## RECORDS SHOWN
____

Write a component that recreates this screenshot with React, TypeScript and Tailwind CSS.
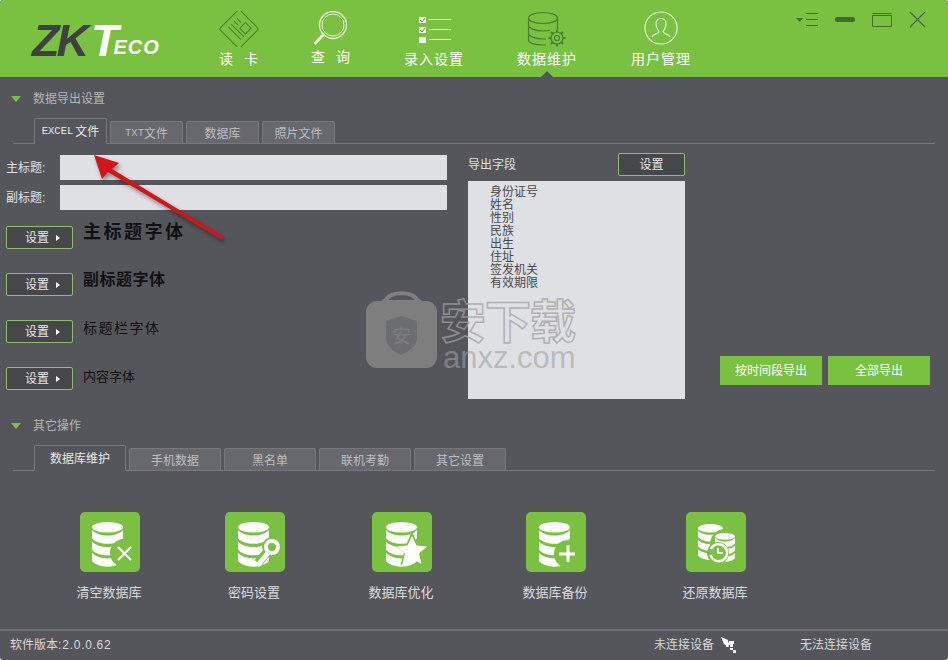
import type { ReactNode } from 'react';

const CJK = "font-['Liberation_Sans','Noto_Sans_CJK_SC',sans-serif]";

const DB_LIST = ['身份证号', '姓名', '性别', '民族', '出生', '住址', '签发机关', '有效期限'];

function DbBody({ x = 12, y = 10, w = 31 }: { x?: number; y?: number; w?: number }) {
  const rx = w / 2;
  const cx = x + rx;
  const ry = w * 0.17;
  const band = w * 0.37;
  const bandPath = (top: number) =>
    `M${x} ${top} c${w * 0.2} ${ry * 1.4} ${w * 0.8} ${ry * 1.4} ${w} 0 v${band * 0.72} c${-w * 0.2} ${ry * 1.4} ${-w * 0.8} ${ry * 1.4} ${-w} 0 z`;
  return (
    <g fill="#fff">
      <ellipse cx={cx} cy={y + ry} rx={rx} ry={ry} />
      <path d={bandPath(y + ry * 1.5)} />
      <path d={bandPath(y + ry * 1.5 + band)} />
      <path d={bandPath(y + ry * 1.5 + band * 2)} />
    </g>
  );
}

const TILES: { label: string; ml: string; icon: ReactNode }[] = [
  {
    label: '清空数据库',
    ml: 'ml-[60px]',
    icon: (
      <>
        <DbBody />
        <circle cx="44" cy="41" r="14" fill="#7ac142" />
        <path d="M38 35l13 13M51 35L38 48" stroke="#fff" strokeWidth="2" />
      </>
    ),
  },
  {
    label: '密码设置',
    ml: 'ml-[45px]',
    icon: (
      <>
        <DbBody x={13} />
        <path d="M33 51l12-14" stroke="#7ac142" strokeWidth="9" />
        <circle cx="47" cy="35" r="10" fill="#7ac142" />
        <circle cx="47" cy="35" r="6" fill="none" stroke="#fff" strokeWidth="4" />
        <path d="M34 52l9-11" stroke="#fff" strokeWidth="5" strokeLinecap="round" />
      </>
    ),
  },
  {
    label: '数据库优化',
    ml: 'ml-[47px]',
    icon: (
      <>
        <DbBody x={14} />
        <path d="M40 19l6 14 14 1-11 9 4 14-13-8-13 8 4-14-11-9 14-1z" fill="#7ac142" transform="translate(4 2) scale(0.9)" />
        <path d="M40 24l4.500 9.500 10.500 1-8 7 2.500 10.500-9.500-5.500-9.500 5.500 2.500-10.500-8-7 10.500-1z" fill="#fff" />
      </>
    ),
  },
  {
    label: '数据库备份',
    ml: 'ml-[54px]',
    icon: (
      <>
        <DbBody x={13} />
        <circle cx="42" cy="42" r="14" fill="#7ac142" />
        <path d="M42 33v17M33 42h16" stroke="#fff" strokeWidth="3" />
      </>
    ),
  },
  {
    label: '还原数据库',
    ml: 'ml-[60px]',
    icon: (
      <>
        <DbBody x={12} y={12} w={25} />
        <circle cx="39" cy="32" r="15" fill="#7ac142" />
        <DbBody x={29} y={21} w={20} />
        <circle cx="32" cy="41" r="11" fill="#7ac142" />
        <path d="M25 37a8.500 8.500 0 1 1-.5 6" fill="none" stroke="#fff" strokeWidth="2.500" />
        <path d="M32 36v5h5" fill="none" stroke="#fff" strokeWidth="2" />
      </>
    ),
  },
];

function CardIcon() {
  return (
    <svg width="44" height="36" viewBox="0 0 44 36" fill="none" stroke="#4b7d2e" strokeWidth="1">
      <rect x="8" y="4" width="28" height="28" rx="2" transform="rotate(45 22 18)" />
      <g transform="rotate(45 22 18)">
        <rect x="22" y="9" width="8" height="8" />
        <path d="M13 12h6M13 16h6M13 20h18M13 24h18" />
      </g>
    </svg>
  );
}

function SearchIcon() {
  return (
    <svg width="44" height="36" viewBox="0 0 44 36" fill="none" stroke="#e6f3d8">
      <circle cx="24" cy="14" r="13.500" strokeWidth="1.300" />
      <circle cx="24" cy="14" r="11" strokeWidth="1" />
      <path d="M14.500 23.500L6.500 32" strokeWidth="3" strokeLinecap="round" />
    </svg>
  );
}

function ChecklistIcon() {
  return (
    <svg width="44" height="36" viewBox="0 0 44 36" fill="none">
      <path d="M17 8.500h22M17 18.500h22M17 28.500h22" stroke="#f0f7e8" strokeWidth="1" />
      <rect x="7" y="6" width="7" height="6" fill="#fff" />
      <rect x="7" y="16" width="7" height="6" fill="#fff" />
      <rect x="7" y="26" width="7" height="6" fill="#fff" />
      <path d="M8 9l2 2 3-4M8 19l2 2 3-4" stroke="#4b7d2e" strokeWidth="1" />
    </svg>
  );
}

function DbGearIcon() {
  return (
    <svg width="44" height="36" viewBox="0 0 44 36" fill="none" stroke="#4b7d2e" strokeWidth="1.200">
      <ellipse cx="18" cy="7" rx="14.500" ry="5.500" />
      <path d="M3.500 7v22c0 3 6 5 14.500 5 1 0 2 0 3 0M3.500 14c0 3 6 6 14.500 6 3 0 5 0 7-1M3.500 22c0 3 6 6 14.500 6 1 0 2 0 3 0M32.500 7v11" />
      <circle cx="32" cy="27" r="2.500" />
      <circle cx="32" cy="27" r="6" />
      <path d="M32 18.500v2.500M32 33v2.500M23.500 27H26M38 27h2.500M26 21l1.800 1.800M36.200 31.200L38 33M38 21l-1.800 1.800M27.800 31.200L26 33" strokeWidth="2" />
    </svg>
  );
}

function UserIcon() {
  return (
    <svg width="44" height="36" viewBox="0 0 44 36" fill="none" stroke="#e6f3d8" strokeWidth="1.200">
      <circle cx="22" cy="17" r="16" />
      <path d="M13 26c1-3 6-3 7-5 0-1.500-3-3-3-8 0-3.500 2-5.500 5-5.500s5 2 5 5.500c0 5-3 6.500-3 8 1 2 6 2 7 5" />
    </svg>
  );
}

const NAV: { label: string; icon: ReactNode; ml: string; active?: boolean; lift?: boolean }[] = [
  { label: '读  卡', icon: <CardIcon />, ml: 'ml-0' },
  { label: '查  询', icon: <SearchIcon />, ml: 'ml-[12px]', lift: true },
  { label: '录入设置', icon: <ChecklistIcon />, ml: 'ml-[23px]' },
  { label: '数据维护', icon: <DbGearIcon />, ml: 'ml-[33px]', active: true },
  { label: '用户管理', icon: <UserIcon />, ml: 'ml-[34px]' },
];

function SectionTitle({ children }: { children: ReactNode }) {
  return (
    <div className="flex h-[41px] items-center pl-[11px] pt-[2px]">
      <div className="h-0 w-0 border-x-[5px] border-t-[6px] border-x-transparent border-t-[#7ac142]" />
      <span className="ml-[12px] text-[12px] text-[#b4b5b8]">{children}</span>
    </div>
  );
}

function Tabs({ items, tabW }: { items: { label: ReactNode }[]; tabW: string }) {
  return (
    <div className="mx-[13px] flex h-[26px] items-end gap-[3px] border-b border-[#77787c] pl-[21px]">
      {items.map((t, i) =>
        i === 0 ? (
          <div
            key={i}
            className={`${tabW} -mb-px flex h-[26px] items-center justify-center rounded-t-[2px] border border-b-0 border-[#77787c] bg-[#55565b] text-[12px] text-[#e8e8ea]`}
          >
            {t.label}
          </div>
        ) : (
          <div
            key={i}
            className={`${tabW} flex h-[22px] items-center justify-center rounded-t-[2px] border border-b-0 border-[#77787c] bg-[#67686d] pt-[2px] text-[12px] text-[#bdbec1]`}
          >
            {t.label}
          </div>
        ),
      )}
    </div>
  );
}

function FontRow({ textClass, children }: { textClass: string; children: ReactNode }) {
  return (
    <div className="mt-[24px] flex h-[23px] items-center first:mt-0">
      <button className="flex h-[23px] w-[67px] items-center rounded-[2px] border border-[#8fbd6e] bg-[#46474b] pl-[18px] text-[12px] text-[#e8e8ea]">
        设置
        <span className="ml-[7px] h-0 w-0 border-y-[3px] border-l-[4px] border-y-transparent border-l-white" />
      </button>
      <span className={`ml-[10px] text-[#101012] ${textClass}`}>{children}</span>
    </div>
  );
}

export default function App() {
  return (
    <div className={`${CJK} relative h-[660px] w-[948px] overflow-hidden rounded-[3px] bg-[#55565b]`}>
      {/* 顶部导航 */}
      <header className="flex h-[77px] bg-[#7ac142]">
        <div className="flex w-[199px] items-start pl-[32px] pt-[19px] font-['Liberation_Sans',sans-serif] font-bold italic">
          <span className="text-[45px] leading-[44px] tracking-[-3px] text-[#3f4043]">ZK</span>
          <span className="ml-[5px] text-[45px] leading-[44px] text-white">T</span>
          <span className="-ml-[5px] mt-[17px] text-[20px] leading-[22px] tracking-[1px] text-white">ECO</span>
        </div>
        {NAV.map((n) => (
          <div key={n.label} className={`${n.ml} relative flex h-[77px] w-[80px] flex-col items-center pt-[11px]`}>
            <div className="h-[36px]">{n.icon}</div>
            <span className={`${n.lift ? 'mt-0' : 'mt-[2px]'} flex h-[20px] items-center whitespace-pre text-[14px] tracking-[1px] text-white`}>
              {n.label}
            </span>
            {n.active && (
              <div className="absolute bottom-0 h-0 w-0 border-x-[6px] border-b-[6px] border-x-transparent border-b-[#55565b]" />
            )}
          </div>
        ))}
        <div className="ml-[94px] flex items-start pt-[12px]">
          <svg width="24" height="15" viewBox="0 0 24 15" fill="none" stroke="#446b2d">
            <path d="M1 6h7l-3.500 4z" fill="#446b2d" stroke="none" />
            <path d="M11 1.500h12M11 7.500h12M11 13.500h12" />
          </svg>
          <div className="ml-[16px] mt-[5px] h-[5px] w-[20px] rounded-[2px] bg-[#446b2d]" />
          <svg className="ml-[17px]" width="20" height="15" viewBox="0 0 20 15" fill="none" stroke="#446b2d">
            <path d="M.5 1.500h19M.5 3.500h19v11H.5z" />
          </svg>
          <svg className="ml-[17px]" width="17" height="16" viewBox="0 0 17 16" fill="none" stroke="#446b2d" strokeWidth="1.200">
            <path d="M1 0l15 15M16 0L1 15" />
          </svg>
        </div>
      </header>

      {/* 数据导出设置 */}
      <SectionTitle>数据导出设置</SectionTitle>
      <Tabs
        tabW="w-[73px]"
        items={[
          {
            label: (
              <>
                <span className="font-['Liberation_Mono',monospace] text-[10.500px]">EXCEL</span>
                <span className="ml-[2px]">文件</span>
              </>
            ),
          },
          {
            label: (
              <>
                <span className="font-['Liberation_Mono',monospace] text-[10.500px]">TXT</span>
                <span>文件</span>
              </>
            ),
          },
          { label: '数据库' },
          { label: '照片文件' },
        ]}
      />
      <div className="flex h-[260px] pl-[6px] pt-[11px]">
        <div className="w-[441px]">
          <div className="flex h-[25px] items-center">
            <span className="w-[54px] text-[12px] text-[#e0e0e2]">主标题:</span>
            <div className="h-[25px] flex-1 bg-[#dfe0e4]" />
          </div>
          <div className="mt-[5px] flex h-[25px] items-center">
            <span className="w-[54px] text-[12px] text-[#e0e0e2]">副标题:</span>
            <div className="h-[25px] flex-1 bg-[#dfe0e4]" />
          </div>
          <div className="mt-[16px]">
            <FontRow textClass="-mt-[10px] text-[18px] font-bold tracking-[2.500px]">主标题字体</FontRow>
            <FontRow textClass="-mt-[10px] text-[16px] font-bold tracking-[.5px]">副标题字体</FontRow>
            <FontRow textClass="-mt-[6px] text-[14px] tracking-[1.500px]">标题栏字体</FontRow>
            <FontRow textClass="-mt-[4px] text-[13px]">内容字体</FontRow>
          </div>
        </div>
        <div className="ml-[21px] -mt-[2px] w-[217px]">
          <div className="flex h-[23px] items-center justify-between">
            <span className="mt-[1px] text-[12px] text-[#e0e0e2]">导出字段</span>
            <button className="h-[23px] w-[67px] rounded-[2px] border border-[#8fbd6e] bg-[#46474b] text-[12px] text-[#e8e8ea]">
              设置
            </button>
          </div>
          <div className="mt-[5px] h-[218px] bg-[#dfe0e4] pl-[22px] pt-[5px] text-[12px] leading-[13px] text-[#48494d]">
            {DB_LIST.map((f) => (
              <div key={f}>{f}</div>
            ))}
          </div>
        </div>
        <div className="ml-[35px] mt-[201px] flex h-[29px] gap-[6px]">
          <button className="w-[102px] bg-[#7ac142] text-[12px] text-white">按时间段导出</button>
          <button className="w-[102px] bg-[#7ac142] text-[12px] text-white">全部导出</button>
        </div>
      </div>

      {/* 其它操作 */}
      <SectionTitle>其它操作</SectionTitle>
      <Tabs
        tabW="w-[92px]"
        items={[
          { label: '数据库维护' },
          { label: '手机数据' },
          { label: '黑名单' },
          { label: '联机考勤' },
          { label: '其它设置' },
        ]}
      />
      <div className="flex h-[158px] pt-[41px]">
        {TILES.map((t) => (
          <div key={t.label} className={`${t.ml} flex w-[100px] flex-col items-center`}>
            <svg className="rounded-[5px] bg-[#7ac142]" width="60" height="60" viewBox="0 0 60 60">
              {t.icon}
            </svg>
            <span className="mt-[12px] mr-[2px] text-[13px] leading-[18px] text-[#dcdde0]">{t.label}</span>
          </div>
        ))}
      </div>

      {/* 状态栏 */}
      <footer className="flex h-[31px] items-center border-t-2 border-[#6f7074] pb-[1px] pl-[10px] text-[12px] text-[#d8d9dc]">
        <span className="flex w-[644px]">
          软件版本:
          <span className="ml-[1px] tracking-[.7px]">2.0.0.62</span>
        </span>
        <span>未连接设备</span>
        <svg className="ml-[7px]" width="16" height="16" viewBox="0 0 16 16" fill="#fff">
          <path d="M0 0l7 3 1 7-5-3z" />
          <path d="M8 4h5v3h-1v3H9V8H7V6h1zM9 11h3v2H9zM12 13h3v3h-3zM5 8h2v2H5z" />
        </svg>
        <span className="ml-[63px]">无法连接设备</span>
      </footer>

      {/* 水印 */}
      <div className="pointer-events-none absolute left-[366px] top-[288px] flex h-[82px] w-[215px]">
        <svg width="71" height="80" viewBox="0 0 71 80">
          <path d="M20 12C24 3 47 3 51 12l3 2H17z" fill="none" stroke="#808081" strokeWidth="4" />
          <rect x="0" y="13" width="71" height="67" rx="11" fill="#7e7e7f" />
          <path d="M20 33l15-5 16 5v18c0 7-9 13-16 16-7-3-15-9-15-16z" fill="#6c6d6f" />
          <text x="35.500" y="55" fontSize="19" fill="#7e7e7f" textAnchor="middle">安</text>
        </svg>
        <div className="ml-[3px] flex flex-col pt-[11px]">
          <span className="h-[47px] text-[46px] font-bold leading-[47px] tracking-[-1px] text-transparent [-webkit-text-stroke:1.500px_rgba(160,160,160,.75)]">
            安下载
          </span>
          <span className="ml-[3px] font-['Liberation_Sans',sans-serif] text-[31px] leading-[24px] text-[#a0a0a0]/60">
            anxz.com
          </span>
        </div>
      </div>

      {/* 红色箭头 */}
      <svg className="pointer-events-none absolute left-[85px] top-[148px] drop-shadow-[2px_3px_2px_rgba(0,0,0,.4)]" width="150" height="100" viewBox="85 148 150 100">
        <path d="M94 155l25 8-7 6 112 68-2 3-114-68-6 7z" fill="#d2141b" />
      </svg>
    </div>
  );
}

____

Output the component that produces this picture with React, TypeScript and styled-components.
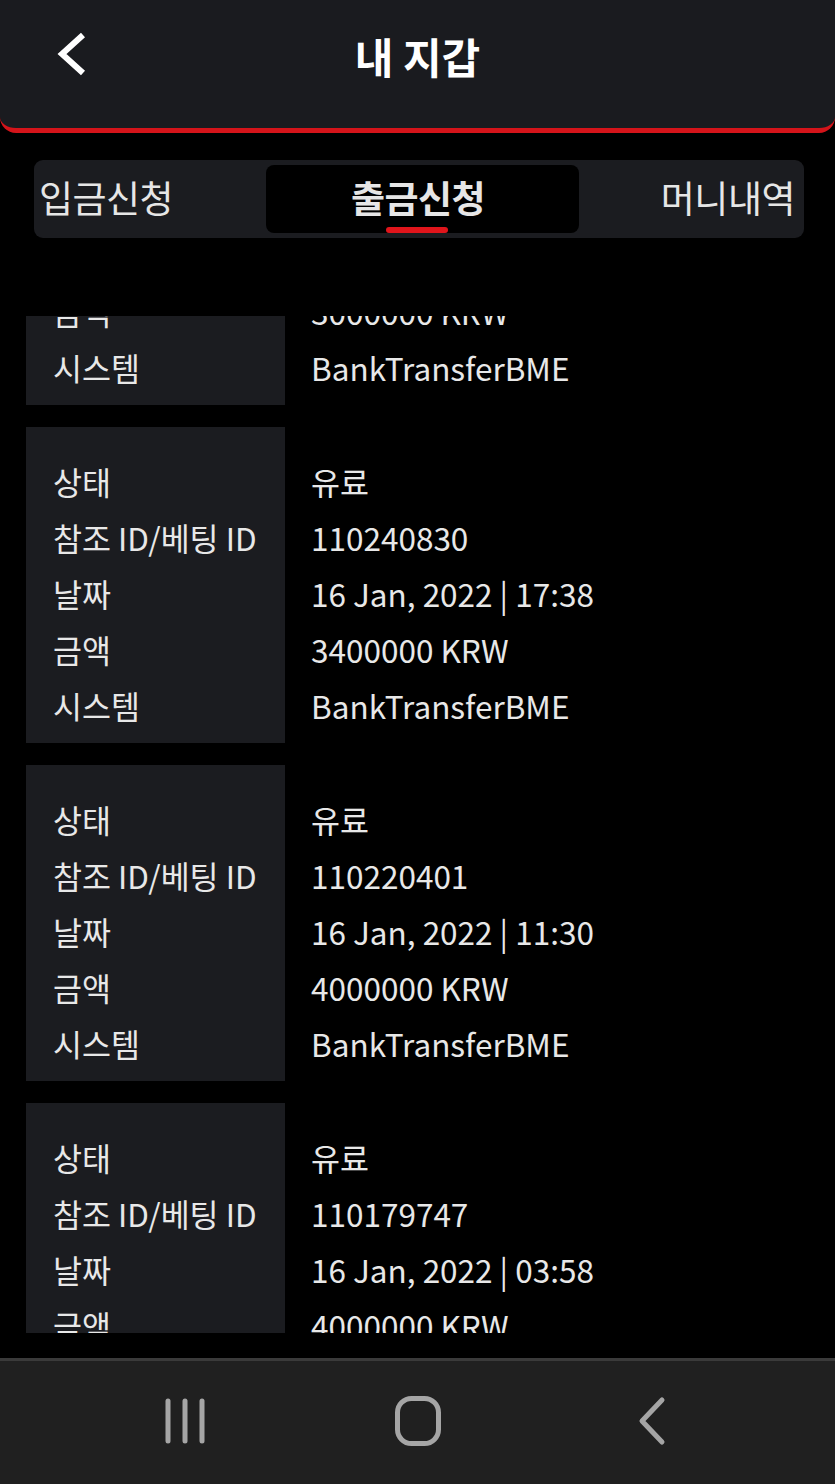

____

## EXERCISE REQUIREMENTS
For the material above, give again only the lines starting at the line that contains "Write a component" and ending at the line that contains "['身份证号', '姓名', '性别', '民族', '出生', '住址', '签发机关', '有效期限'];". Pictures do not belong in the copy.

## OUTPUT
Write a component that recreates this screenshot with React, TypeScript and Tailwind CSS.
import type { ReactNode } from 'react';

const CJK = "font-['Liberation_Sans','Noto_Sans_CJK_SC',sans-serif]";

const DB_LIST = ['身份证号', '姓名', '性别', '民族', '出生', '住址', '签发机关', '有效期限'];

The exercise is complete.